Communities often do not see their ecological wealth as wealth.
During our fieldwork in Jharkhand, a lot of our interactive training sessions were dominated by conversations on income, even when we started talking about soil quality and access to water. We also observed that communities often do not see their ecological wealth as wealth even though income is directly dependent on the natural capital of the region. If they fail to make this connection, natural resources will continue to erode and their livelihoods will be impacted over a long term. This is why it’s important to find ways to communicate this connection effectively and reiterate that shifting to a more sustainable solution is a financially remunerative option.
They also need to be guided to make this shift in phases. But it’s difficult to communicate this in a way that resonates with local communities and prompts them to change current unsustainable practices. We are exploring ways to adopt a ‘coaching conversation’ instead of a ‘teaching’ one. A ‘teaching’ mode would lecture people: “The soil is bad; you need to take care of it.” Then there’s a ‘leading’ conversation that is more tempered in its approach: “Don’t you think the soil is bad? Should you carry out steps to fix it?” And finally, there is the ‘coaching’ method, which takes several steps back and allows people to articulate the problem themselves and arrive at appropriate solutions that they would be invested in realising: “What are the issues? What could get worse, and what can I do to fix it?”
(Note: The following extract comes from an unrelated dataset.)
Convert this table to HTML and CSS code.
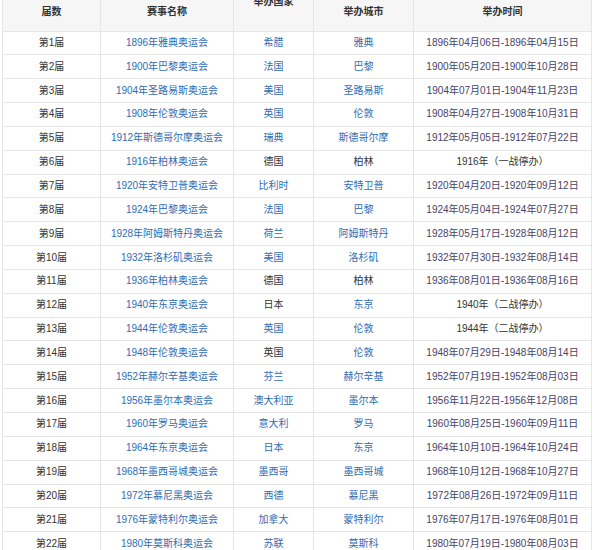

These are, of course, ideas limited to changing mindsets and behaviours through joining visioning exercises and training workshops.
Towards a rural economy that enhances natural capital
We need a profound shift in the way we perceive and account for nature in our economic systems, but this can only happen if communities that directly depend on nature demand such a shift. For this to occur, they must first observe and document the degradation of natural capital as well as their own lives and livelihoods.
There’s no magic wand to building an alternative rural economy; it will take time and multiple iterations co-designed by various actors working together.